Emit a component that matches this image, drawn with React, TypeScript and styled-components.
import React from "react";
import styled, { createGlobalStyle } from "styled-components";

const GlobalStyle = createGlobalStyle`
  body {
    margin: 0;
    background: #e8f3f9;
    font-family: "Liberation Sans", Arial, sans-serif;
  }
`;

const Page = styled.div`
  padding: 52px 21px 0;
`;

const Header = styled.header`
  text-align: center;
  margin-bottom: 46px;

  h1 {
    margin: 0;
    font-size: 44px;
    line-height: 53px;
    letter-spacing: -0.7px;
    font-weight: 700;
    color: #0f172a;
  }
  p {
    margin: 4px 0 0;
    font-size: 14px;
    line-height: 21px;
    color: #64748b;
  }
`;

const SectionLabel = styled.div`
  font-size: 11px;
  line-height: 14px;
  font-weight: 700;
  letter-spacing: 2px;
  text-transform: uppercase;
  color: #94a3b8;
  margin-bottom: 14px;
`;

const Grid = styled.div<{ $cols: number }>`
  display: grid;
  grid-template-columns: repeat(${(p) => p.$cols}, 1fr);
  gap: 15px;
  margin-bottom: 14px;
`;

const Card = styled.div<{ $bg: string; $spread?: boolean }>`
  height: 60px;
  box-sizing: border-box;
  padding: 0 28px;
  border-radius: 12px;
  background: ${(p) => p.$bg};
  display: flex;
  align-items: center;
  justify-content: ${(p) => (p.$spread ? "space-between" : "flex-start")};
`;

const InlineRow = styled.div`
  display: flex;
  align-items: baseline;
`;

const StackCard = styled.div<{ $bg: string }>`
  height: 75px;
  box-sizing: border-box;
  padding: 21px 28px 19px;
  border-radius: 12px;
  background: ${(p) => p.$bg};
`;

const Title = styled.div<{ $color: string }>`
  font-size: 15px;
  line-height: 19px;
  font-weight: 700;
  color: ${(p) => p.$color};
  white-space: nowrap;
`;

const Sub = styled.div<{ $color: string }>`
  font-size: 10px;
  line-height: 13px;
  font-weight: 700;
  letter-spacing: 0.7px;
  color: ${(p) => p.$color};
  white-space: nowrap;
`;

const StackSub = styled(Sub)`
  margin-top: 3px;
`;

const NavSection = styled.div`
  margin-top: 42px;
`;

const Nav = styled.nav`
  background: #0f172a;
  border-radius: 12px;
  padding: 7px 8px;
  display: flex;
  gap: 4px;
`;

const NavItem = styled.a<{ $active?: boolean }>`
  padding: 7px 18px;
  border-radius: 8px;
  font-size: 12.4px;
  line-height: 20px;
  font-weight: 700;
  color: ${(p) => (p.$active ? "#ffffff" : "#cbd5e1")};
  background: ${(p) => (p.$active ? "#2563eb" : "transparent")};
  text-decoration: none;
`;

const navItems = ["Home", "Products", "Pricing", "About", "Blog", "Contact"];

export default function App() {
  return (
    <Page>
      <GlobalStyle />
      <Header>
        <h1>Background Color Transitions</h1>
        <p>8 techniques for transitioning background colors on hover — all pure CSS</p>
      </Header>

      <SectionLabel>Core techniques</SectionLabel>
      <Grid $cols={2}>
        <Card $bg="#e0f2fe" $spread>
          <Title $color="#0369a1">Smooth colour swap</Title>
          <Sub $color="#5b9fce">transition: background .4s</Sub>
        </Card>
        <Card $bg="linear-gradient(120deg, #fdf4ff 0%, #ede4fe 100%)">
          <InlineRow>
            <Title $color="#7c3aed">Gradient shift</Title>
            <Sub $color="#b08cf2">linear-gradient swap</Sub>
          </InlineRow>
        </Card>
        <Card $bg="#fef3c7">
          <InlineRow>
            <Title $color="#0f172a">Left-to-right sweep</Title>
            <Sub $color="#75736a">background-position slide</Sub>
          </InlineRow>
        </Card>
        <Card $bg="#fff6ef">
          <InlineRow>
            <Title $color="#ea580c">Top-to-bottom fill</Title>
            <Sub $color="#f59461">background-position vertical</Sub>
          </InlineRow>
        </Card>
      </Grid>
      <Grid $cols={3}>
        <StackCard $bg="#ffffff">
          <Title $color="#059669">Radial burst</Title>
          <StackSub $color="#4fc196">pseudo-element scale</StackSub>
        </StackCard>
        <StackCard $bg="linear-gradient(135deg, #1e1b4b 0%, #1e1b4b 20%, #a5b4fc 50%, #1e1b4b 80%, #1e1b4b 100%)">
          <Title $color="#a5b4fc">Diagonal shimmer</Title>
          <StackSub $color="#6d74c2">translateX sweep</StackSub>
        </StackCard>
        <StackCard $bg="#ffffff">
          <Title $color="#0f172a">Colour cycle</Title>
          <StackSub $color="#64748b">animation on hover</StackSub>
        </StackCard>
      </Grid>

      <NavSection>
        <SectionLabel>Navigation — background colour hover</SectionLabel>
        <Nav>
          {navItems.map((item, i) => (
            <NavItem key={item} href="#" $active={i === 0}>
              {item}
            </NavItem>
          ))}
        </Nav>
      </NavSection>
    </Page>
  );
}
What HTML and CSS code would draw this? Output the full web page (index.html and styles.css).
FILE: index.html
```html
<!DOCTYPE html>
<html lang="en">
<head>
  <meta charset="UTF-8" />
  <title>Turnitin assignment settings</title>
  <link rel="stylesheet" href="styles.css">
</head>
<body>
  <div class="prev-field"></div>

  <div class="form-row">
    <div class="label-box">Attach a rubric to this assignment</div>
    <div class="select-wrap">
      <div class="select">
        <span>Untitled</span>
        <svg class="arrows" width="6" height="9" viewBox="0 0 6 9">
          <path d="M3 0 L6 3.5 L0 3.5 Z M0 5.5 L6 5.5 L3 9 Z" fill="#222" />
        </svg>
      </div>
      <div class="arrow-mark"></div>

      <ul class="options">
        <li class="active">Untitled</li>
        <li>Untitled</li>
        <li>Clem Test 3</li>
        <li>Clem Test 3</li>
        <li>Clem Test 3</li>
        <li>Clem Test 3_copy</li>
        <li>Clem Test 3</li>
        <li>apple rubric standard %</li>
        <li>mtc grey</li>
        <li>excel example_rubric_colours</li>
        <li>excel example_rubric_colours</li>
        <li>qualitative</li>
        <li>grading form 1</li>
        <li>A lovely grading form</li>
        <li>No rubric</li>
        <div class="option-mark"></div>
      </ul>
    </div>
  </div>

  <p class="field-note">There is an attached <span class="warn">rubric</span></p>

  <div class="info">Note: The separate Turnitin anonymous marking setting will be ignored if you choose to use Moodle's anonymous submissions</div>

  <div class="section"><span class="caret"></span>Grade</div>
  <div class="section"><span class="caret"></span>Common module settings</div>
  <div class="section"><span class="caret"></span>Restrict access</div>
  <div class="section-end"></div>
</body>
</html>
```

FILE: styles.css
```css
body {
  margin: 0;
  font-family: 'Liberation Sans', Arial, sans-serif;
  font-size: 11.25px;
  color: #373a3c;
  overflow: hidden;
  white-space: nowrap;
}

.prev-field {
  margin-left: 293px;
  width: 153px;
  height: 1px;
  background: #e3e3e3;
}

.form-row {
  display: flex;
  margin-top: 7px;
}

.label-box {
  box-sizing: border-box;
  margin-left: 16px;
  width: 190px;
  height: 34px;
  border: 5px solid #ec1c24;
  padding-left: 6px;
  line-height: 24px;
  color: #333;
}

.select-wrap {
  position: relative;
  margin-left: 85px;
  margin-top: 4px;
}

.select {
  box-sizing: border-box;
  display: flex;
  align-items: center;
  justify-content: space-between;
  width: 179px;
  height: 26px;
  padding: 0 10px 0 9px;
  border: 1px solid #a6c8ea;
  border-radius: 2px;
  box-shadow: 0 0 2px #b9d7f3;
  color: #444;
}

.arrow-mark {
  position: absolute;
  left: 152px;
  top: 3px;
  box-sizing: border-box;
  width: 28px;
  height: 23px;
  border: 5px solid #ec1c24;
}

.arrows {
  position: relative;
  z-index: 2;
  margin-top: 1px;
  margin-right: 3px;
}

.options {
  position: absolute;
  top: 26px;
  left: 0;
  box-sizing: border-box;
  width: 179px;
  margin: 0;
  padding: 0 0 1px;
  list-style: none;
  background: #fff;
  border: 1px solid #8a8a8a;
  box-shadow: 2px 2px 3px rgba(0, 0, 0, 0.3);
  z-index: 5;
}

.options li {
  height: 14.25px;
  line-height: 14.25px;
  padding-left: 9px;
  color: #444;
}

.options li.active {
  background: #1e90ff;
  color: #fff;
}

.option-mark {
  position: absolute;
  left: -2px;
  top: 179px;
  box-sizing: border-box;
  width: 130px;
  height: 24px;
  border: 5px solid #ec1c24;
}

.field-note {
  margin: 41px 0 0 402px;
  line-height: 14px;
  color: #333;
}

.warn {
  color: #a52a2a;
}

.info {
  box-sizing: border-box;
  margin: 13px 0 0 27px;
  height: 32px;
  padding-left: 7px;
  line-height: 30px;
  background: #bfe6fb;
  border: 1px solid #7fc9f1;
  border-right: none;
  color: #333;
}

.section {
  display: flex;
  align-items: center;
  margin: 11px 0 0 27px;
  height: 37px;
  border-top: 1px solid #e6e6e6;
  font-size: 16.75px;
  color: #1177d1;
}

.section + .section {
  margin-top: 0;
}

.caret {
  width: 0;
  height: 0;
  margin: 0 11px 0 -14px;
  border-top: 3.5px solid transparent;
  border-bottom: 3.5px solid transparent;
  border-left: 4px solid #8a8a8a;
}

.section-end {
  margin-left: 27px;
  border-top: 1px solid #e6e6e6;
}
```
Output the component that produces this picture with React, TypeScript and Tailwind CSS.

## GIVEN PROBLEM
Your output should consist solely of the lines from the beginning of the entries through the line containing "margin-bottom: 46px;", reproduced exactly.

## RESULT FOR THIS TASK
Emit a component that matches this image, drawn with React, TypeScript and styled-components.
import React from "react";
import styled, { createGlobalStyle } from "styled-components";

const GlobalStyle = createGlobalStyle`
  body {
    margin: 0;
    background: #e8f3f9;
    font-family: "Liberation Sans", Arial, sans-serif;
  }
`;

const Page = styled.div`
  padding: 52px 21px 0;
`;

const Header = styled.header`
  text-align: center;
  margin-bottom: 46px;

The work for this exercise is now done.